在他原本的计划之中,复仇之后,他会跟幼度一起去英国读书,读完书之后去荷兰结婚,然后一起周游世界,将天下高山名川踩在脚下。
现在,什么都变了,面目全非。
人生的际遇啊,还真是不好说。
他要活下去,好好活下去。这是他答应幼度的。别的事,已经做不到了,唯有这一件,他还可以勉励为之。

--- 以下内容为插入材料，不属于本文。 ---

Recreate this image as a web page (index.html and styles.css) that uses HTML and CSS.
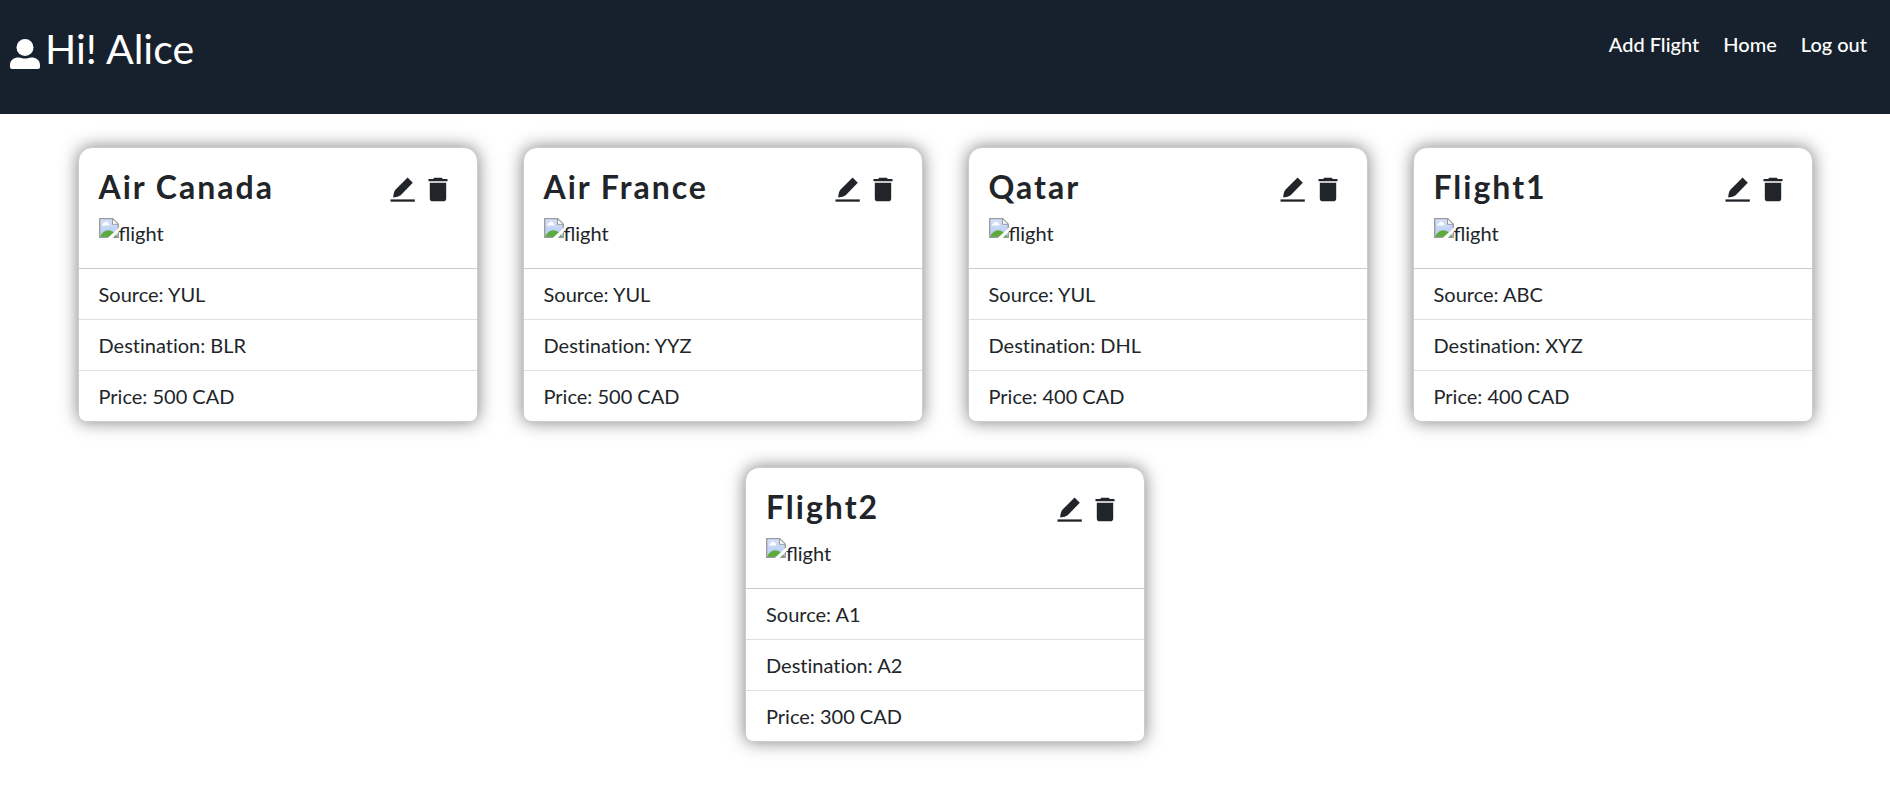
FILE: index.html
```html
<!DOCTYPE html>
<html lang="en">
<head>
<meta charset="utf-8">
<title>Flights</title>
<link rel="stylesheet" href="styles.css">
</head>
<body>
<svg class="sprite" aria-hidden="true">
  <defs>
    <linearGradient id="sky" x1="0" y1="0" x2="0" y2="1"><stop offset="0" stop-color="#d4e1fa"/><stop offset="1" stop-color="#b5caf3"/></linearGradient>
    <symbol id="edit" viewBox="0 0 25 25">
      <path d="M17.6.6 22.8 5.8 10.7 18.2Q8.5 19.9 3.2 20.4Q3.5 15 5.4 12.8Z"/>
      <path d="M.5 22.4H24.8V24.7H.5Z"/>
    </symbol>
    <symbol id="trash" viewBox="0 0 20 25">
      <path d="M.5 2H5.2L6.2.8H13.8L14.8 2H19.5V4.2H.5Z"/>
      <path d="M1.8 5.8H18.2V21.4A2.8 2.8 0 0 1 15.4 24.2H4.6A2.8 2.8 0 0 1 1.8 21.4Z"/>
    </symbol>
    <symbol id="broken" viewBox="0 0 20 20">
      <path fill="url(#sky)" d="M.5.5H14L19.5 6V19.5H.5Z"/>
      <path fill="#fff" d="M3 7.2a2 2 0 0 1 2-2a2.3 2.3 0 0 1 4.300 0a1.500 1.500 0 0 1 .7 2.300H3Z"/>
      <path fill="#5bab3d" d="M1 19Q4 12.300 9 12.300Q15 12.300 18.500 19Z"/>
      <path fill="none" stroke="#9a9a9a" stroke-width="1.300" d="M.7.7H13.700L19.300 6.300V19.300H.7Z"/>
      <path fill="#fff" stroke="#9a9a9a" d="M13.500.7V6.300H19.300Z"/>
      <path fill="#fff" d="M8.500 20.200 20.200 9.200V13.300L13.500 20.200Z"/>
    </symbol>
  </defs>
</svg>
<header class="topbar">
  <div class="greeting">
    <svg class="user" viewBox="0 0 30 30" aria-hidden="true"><circle cx="15" cy="8.5" r="8.500"/><path d="M0 28V26C0 21 4 18.500 8.500 18.500C11 18.500 12 19.600 15 19.600S19 18.500 21.500 18.500C26 18.500 30 21 30 26V28Q30 30 28 30H2Q0 30 0 28Z"/></svg>
    <h1 class="hello">Hi! Alice</h1>
  </div>
  <nav class="links">
    <a href="#">Add Flight</a>
    <a href="#">Home</a>
    <a href="#">Log out</a>
  </nav>
</header>
<main class="cards">
  <article class="card">
    <div class="card-body">
      <div class="card-head"><h2>Air Canada</h2><div class="actions"><button aria-label="Edit"><svg class="edit"><use href="#edit"/></svg></button><button aria-label="Delete"><svg class="trash"><use href="#trash"/></svg></button></div></div>
      <div class="photo"><svg class="broken"><use href="#broken"/></svg><span>flight</span></div>
    </div>
    <ul class="details"><li>Source: YUL</li><li>Destination: BLR</li><li>Price: 500 CAD</li></ul>
  </article>
  <article class="card">
    <div class="card-body">
      <div class="card-head"><h2>Air France</h2><div class="actions"><button aria-label="Edit"><svg class="edit"><use href="#edit"/></svg></button><button aria-label="Delete"><svg class="trash"><use href="#trash"/></svg></button></div></div>
      <div class="photo"><svg class="broken"><use href="#broken"/></svg><span>flight</span></div>
    </div>
    <ul class="details"><li>Source: YUL</li><li>Destination: YYZ</li><li>Price: 500 CAD</li></ul>
  </article>
  <article class="card">
    <div class="card-body">
      <div class="card-head"><h2>Qatar</h2><div class="actions"><button aria-label="Edit"><svg class="edit"><use href="#edit"/></svg></button><button aria-label="Delete"><svg class="trash"><use href="#trash"/></svg></button></div></div>
      <div class="photo"><svg class="broken"><use href="#broken"/></svg><span>flight</span></div>
    </div>
    <ul class="details"><li>Source: YUL</li><li>Destination: DHL</li><li>Price: 400 CAD</li></ul>
  </article>
  <article class="card">
    <div class="card-body">
      <div class="card-head"><h2>Flight1</h2><div class="actions"><button aria-label="Edit"><svg class="edit"><use href="#edit"/></svg></button><button aria-label="Delete"><svg class="trash"><use href="#trash"/></svg></button></div></div>
      <div class="photo"><svg class="broken"><use href="#broken"/></svg><span>flight</span></div>
    </div>
    <ul class="details"><li>Source: ABC</li><li>Destination: XYZ</li><li>Price: 400 CAD</li></ul>
  </article>
  <article class="card">
    <div class="card-body">
      <div class="card-head"><h2>Flight2</h2><div class="actions"><button aria-label="Edit"><svg class="edit"><use href="#edit"/></svg></button><button aria-label="Delete"><svg class="trash"><use href="#trash"/></svg></button></div></div>
      <div class="photo"><svg class="broken"><use href="#broken"/></svg><span>flight</span></div>
    </div>
    <ul class="details"><li>Source: A1</li><li>Destination: A2</li><li>Price: 300 CAD</li></ul>
  </article>
</main>
</body>
</html>
```

FILE: styles.css
```css
* { box-sizing: border-box; }
body {
  margin: 0;
  background: #fff;
  color: #212529;
  font: 20px/30px Lato, sans-serif;
}
.sprite { position: absolute; width: 0; height: 0; }
.topbar {
  display: flex;
  justify-content: space-between;
  align-items: flex-start;
  padding: 19px 23px 35px 10px;
  background: #17212d;
  color: #fff;
}
.greeting { display: flex; align-items: flex-end; gap: 5px; }
.user { width: 30px; height: 30px; margin-bottom: 10px; fill: #fff; }
.hello { margin: 0; font-size: 41px; line-height: 60px; font-weight: 400; }
.links { display: flex; gap: 24px; padding-top: 10px; }
.links a { color: #fff; text-decoration: none; font-weight: 500; }
.cards {
  display: flex;
  flex-wrap: wrap;
  justify-content: center;
  gap: 45px;
  padding: 33px 40px;
}
.card {
  width: 400px;
  border: 1px solid #cccccc;
  border-radius: 14px 14px 8px 8px;
  background: #fff;
  box-shadow: 0 0 17px rgba(0, 0, 0, 0.5);
}
.card-body { padding: 20px 20px 18px; }
.card-head { display: flex; justify-content: space-between; align-items: flex-start; }
.card-head h2 {
  margin: 0;
  font-size: 32px;
  line-height: 38px;
  font-weight: 700;
  letter-spacing: 2px;
}
.actions { display: flex; gap: 13px; padding: 9px 9px 0 0; }
.actions button { display: flex; margin: 0; padding: 0; border: 0; background: none; cursor: pointer; }
.edit { width: 25px; height: 25px; fill: #212529; }
.trash { width: 20px; height: 25px; fill: #212529; }
.photo { display: flex; align-items: flex-start; padding-top: 12px; height: 44px; }
.photo span { line-height: 30px; }
.broken { width: 20px; height: 20px; }
.details { margin: 0; padding: 0; list-style: none; border-top: 1px solid #cccccc; font-variant-ligatures: none; }
.details li { padding: 10px 20px; }
.details li + li { border-top: 1px solid #dedfe1; }
```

羊诚把兔子收拾干净,又在溪水中洗干净自己才回到木屋。
阿羯躺在门板上,人事不省,高热依然未退。
羊诚解开缠在腕上的布,看了一眼欧米茄蓝金海马,到点了,该吃头孢了。他再给阿羯嘴里塞了两粒,扶起他给他喂水,这回倒是知道自己吞咽了。喝完还乖巧地自己躺下了。
真像幼度! 越看越像!
羊诚越看越痴迷,忽地醒悟,他拍了一下自己脑袋,架起兔子在火上烤。
……
那一年暑假,羊诚带着幼度回湘西外婆家。外婆家吃辣,幼度久居南方吃不惯,羊诚便偷偷从二姨/奶家的兔窝里摸了一只兔子,两人悄悄溜到后山溪边烤兔子。
幼度一边啃着兔腿,一边夸赞:“阿诚,你这烤兔子的手艺可真好!”他忽地有了个想法:“要不,我们在学校后门开一家烧烤店?放学后出摊,你当老板,我当跑堂,肯定赚钱。”
“就你,还开烧烤店?你除了敲键盘,还会什么?”羊诚当场就给否决,哪里舍得幼度那清瘦修长的手指沾染油污,他这样的人,任谁看了,就觉得他就该过那饭来张口衣来伸手的日子。
幼度毫不介意羊诚不善的语气,堆起一脸的笑:“我还会吃啊!你烤的兔子实在太好吃了,是我这辈子吃过的最好吃的东西,你要不要来一口?”幼度把自己啃了一半的兔腿往羊诚嘴边一送。
看羊诚神色很奇怪,幼度才发现自己做了蠢事,自己都吃过了再给羊诚吃不太好,更何况兔肉又不是没有了。他脸有些红,想收回手。而羊诚看着他渐渐变红的脸,握住他的手,就着他咬过的地方咬了一口才放开他。
羊诚那过度专注的眼神看得幼度十分尴尬,幼度闷头大口吃起了兔肉。
羊诚这一口咬下来,也觉得这兔肉特别香,对自己的手艺还算满意:“还成,比野兔嫩点。再好吃你也不要这样狼吞虎咽,慢点吃,嚼碎了,没人跟你抢,这只都是你的。”
幼度这才发现自己的失态,继续细嚼慢咽起来,忽地又说:“我想了想,我还真的就只会敲键盘,那我就发挥特长帮那些公司敲代码。现在很多公司都有外包的活,我也肯定能养活你的,总不能老让你养着我啊!”
“你管好你自己,谁要你养活!吃个兔子都不会,你看你这一嘴一脸的油。”羊诚一把拉过幼度想给他擦擦嘴,幼度被树根绊了一个趔趄,扑倒了羊诚。
羊诚至今记得,那一日,溪水潺潺,天高云淡,天很蓝,云很白,风很轻,兔肉很香,幼度很甜,他很热。
……
“羊公子若是再不翻一下,这兔子怕是要烤焦了!” 阿羯善意地提醒。
羊诚从回忆落回现实,怅然若失。
火塘旁,羊诚双颊微红,眼神凌厉,扫了阿羯一眼,不再看他,专心烤兔子。他不是幼度,不是!
可是,还该死的长得贼像,真是白瞎了一副好皮囊。